▶ Material for this exercise

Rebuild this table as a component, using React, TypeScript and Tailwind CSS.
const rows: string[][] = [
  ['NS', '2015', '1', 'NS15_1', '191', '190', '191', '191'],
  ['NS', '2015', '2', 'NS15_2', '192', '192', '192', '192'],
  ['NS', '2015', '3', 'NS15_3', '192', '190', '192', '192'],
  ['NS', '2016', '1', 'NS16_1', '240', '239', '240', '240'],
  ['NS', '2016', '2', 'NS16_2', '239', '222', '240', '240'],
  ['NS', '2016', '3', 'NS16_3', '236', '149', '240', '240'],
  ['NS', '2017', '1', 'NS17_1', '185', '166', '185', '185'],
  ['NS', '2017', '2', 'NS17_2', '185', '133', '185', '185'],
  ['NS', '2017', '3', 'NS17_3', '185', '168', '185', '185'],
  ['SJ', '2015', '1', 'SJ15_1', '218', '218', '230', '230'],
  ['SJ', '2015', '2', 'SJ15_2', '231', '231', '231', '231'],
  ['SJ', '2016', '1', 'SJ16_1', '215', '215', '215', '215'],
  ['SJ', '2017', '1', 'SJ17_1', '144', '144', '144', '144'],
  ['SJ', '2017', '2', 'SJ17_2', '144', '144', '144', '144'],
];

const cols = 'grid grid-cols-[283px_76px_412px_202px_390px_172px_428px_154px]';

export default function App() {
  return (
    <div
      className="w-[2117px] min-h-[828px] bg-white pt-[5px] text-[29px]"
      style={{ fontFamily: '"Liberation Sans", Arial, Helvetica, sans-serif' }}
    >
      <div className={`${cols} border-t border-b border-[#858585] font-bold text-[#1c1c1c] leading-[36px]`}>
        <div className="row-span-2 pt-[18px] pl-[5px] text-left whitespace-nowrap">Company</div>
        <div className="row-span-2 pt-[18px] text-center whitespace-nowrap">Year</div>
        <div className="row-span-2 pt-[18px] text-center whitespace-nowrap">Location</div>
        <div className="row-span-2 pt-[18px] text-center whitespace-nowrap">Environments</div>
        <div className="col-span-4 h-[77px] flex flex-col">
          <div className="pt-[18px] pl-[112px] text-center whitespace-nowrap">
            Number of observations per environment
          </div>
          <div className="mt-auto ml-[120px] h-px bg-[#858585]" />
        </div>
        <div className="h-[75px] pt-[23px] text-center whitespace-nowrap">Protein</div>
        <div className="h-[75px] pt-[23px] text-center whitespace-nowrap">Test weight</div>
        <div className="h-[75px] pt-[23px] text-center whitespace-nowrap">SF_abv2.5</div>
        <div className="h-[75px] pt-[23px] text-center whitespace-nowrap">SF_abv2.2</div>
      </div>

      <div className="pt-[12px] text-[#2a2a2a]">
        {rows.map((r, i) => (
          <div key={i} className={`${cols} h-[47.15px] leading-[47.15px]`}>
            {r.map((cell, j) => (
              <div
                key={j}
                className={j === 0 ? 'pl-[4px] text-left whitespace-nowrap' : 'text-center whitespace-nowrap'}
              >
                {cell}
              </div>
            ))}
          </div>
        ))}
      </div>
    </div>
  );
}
...
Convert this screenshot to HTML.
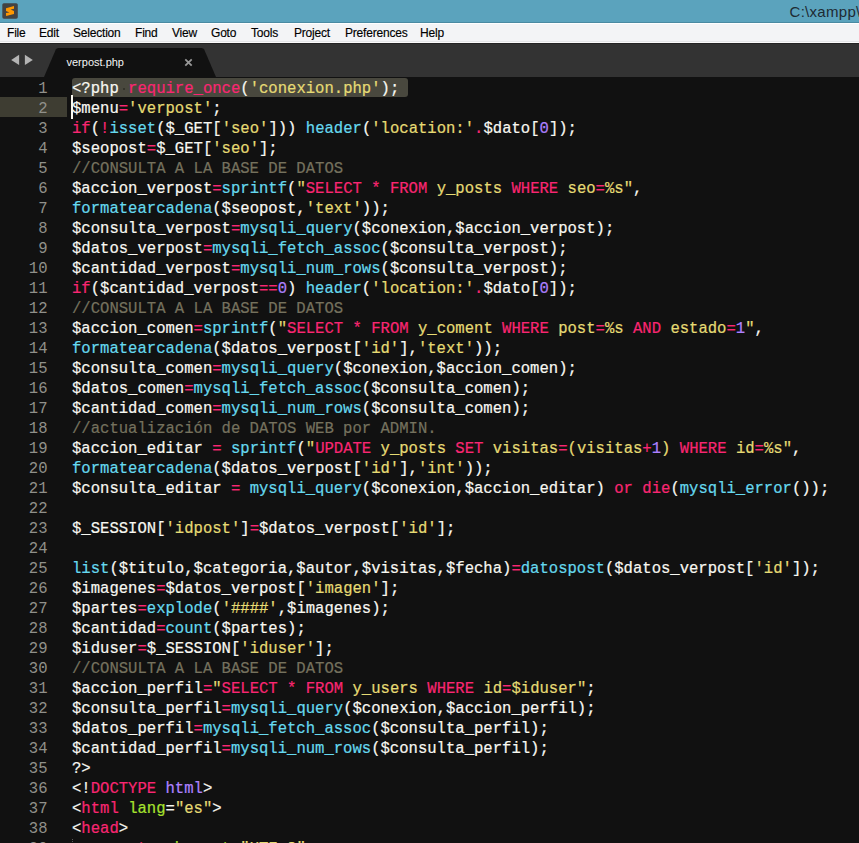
==
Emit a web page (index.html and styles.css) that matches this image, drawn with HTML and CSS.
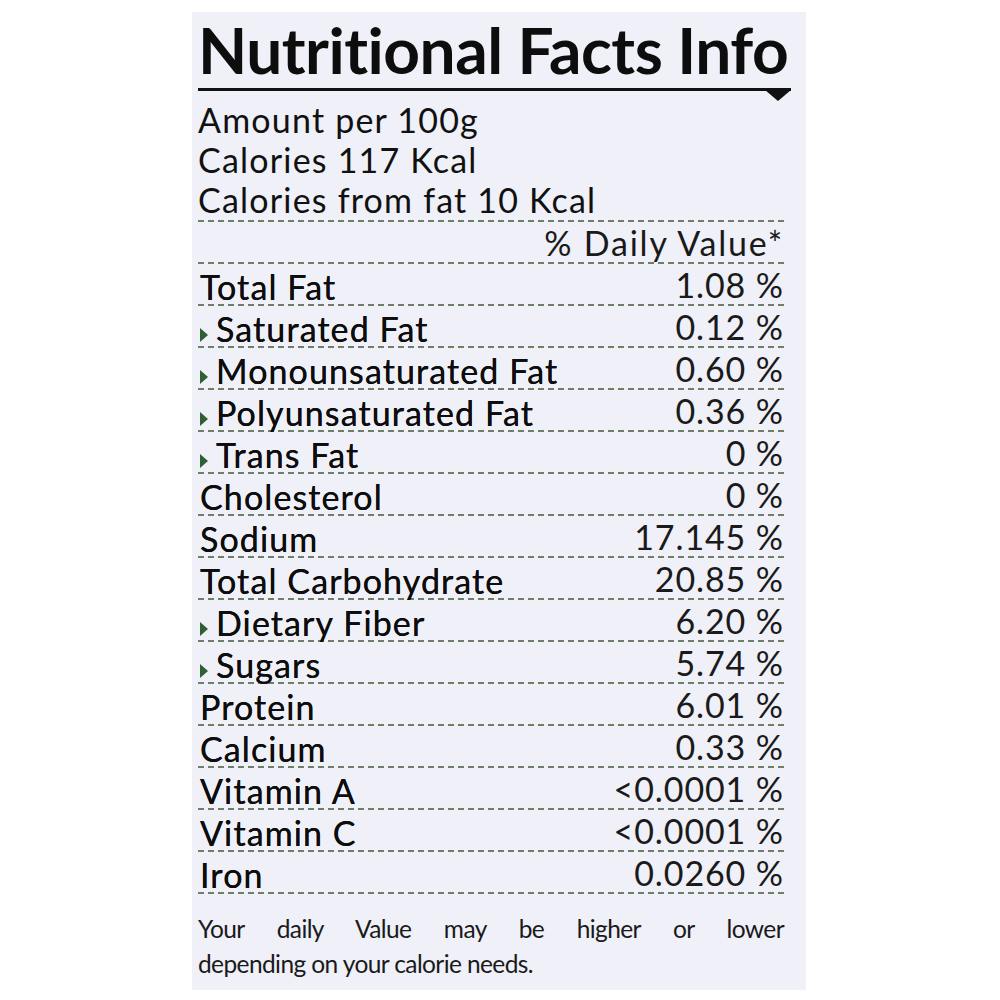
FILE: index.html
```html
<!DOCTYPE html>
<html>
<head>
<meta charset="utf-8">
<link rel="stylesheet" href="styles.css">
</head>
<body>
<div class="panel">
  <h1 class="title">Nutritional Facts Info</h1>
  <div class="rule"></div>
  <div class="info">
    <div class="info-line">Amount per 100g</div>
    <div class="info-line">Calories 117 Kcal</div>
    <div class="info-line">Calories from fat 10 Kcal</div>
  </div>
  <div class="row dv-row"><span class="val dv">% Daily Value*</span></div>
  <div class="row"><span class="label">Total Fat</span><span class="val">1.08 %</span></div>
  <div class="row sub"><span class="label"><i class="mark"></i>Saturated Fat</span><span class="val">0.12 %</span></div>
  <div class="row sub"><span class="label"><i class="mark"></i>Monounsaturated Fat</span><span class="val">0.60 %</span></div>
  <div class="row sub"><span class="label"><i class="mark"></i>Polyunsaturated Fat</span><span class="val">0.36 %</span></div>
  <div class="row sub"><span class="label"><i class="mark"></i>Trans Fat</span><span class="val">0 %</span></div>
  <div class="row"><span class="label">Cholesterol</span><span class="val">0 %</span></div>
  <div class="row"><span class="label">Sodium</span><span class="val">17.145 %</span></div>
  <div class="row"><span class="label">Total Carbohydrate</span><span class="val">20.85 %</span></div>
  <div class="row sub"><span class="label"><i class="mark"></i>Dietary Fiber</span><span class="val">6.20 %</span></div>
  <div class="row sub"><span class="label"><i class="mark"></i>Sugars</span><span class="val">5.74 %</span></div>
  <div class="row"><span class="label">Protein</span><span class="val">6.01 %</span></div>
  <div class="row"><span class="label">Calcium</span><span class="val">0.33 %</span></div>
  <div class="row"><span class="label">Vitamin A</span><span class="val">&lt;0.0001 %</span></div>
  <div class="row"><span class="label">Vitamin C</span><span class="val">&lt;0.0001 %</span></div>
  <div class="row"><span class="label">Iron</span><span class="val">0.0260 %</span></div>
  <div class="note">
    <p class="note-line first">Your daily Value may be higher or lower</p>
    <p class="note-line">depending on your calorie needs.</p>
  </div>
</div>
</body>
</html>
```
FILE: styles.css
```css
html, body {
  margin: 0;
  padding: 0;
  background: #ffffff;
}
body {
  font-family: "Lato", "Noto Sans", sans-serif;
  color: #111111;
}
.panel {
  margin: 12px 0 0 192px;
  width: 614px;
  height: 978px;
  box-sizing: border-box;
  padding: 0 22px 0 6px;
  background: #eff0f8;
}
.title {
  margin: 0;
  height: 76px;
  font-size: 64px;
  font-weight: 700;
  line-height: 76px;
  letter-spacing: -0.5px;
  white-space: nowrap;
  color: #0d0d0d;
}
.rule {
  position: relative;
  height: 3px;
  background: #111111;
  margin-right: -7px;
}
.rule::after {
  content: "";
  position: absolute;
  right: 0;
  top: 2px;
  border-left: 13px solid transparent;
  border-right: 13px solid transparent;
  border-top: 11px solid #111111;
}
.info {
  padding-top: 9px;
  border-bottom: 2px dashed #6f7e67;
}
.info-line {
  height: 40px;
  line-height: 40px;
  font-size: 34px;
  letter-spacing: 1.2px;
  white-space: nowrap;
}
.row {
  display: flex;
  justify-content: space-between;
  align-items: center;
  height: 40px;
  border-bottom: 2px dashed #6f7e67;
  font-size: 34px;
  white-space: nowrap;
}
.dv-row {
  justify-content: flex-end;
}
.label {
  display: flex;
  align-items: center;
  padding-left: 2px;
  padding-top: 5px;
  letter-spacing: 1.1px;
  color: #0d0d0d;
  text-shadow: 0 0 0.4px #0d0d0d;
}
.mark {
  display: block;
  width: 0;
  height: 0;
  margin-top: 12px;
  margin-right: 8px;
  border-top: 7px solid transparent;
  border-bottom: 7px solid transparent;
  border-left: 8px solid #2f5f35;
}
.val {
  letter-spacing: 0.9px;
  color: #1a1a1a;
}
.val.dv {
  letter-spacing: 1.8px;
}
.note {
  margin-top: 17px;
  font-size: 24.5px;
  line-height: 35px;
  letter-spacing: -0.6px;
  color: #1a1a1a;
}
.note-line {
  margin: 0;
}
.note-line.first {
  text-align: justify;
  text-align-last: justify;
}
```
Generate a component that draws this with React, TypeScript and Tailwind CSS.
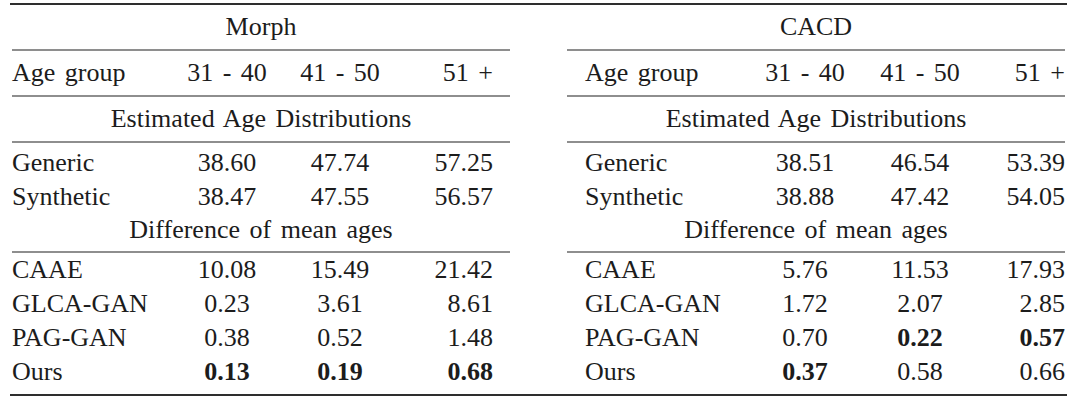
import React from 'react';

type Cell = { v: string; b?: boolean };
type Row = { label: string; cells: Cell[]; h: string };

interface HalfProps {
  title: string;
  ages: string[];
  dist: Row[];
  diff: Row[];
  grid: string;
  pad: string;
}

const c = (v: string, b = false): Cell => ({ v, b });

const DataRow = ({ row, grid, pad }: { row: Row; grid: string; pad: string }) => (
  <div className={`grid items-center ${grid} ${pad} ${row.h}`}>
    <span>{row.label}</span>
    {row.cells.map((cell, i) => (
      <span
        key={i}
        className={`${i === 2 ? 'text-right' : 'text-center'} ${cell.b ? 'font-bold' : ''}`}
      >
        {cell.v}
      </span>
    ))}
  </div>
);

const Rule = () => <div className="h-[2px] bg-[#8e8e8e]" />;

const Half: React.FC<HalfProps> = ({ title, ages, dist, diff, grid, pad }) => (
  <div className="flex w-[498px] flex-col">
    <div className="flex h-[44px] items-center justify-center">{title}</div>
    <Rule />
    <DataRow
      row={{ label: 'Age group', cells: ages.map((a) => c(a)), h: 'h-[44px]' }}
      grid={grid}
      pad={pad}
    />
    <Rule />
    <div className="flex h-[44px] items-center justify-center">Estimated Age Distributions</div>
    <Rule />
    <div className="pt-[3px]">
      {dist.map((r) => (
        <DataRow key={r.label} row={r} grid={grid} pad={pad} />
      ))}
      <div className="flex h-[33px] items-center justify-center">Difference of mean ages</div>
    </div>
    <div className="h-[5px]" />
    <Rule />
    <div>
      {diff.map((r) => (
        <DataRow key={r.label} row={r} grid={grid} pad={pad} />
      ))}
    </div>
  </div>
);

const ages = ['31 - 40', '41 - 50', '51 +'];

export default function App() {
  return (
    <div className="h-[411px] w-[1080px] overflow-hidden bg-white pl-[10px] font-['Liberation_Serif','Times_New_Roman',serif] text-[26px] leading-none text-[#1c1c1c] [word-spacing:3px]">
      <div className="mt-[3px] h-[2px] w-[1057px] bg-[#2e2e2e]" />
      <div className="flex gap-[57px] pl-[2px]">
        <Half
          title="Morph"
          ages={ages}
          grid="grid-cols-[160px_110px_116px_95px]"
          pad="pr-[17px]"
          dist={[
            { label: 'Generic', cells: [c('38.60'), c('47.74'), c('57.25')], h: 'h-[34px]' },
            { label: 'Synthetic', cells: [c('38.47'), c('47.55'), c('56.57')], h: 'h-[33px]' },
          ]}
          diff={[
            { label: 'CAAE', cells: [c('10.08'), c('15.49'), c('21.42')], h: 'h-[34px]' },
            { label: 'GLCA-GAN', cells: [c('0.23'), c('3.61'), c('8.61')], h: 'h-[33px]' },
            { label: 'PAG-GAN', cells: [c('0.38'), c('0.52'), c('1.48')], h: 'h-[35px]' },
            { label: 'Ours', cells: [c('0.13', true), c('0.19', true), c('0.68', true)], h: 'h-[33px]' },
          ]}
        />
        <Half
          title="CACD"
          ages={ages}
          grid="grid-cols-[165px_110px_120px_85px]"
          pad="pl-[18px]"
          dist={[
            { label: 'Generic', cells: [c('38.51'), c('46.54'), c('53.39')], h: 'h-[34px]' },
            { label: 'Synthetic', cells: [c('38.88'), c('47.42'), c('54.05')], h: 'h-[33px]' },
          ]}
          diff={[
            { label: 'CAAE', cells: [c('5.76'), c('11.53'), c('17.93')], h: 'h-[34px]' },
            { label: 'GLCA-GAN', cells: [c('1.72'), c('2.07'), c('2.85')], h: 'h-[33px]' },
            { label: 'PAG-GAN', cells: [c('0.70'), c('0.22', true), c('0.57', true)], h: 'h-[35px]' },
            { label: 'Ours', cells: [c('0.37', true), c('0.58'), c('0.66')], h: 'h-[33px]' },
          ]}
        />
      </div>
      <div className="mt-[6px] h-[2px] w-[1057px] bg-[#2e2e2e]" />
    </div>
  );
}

▶ What you are asked to do
Copy exactly, and copy only, the lines from the one with "Generate a component" to the one with "const c = (v: string, b", ends included. Pictures are not part of the copy.

▶ Written answer
Generate a component that draws this with React, TypeScript and Tailwind CSS.
import React from 'react';

type Cell = { v: string; b?: boolean };
type Row = { label: string; cells: Cell[]; h: string };

interface HalfProps {
  title: string;
  ages: string[];
  dist: Row[];
  diff: Row[];
  grid: string;
  pad: string;
}

const c = (v: string, b = false): Cell => ({ v, b });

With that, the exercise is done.